Savaş çığlıklarıyla yaşamaya alıştık.
Bizim saygın ve yaygın basın, neredeyse genel yayın müdürlerinden başlayarak, köşe yazarları, sayfa sekreterleri ve muhabirleri ile Suriye’ye yürüyecek.
Başlarında gazete patronları olur mu bilemiyorum.
Bu arada bizimkiler hem kışkırtıyor hem de birlik ve beraberlikten dem vuruyorlar.
Amerika dün, yurttaşlarına “Türkiye’ye gitmeyin” dedi ve Adana’daki personeline “Adana’yı terk edin” çağrısı yaptı.
Bugün aynı çağrıyı İngiltere yapar.
Yarın Fransa Yapar.
Önümüzdeki günlerde başka ülkeler yaparlar.
Özellikle Suriye konusunda yalnız bırakıldığımızı hala anlayamayanlarımız var.
Ve bizim böyüklerimiz hala dünyayı Suriye’ye saldırmaya davet ediyor.
Hani hep birlik ve beraberlik ya!...
Egemen güçler, dünya ağaları konuyu savsakladıkça, bizimkiler hırçınlaşıyor.
Kendi içimizdeki kargaşa ile baş etmeyi bir yana bıraktık, komşu ülkelerden başlayarak ilkin Ortadoğu’ya sonra da dünyaya çekidüzen verme telaşı içindeyiz.
Biz, “çabamız savaş çığırtkanlığı değil” diye doğruları söylemezken, dünya bizim bu halimize kıs kıs gülüyor…
EĞİTİM ŞART…
Milli Eğitimin başına 10 yılda 5 bakan geldi.
Yani ortalama iki yılda bir bakan değişti.
Ülkenin yere sağlam basan, tutarlı bir eğitim politikası olmadığı için, gelen her bakan, aynı partili olmasına karşın bir önceki bakanın uygulamalarını “mülga” diyerek rafa kaldırdı.
Her gelen bakan, kendi kafasına göre bir eğitim sistemi kurmaya çalıştı.

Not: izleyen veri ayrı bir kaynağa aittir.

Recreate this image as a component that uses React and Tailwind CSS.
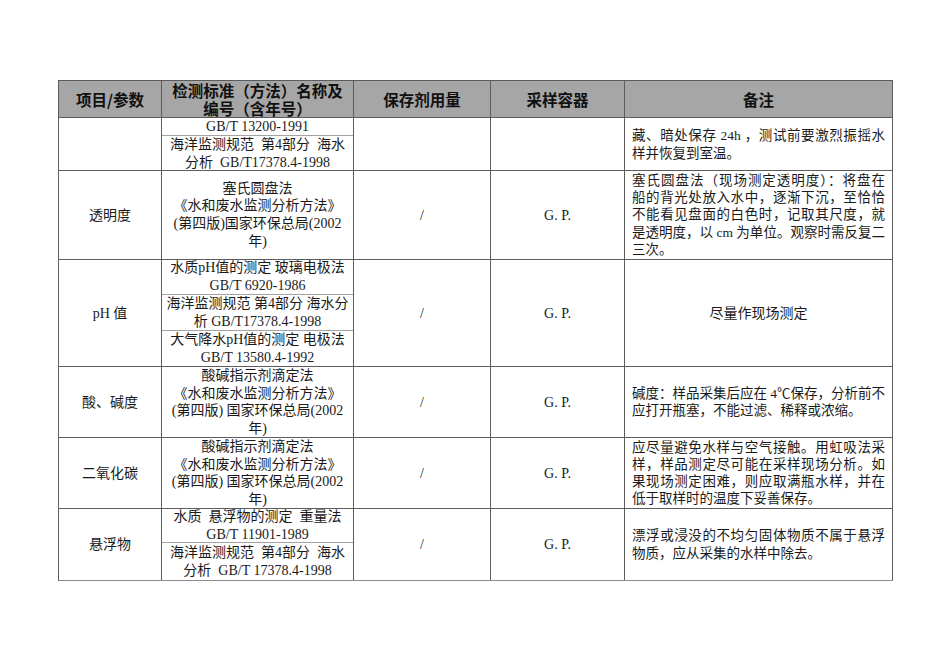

Bu gerçek salt 10 yıldan bu yana iktidarda bulunan AKP’ye özgü bir durum değil.
Geçmiş iktidarlarda da böyleydi ancak bunlar tüy dikti.
Tutarlı bir eğitim politikamızın olmamasının ceremesini öğrenciler çekti, öğretmenler çekti.
Öğretmenler kendi aralarında sendika sendika ayrıştırılarak seslerinin çıkmaması sağlandı.
Öğretmenleri, üniversiteleri suskun bir ülkede, her gelen bakanın, kendi meşrebine, kendi anlayışına göre bir eğitim politikası uygulamasına şaşmamak gerek.
Şu savaş çığlıkları biter, baltaları toprağa gömüp barış çubuğu yakarsak, eğitime de bir çekidüzen veririz belki ama hain komşu “Esed” bizi rahat bırakmıyor ki(!)
Hele onun defterini bir dürelim, bu arada bizim defterimiz de dürülmezse bakarız duruma.
VE OLİMPİYAT…
Vallahi üzüldüm.
Adam G 3 zirvesinden kalkıp mola vermeden Arjantin’e uçtu.
Başta İstanbul olmak üzere tüm ülke kutlamaya hazırdı.
Olmadı.
Olimpiyat meşalesini 2020 yılında yakmayı yazı tura atarak kaybettik.
Kutlamak için hazırladığımız havai fişekler elimizde patladı.
Ama sunum muhteşemdi.
Şimdiden Tokyo’da madalyalar beklemeye başladık.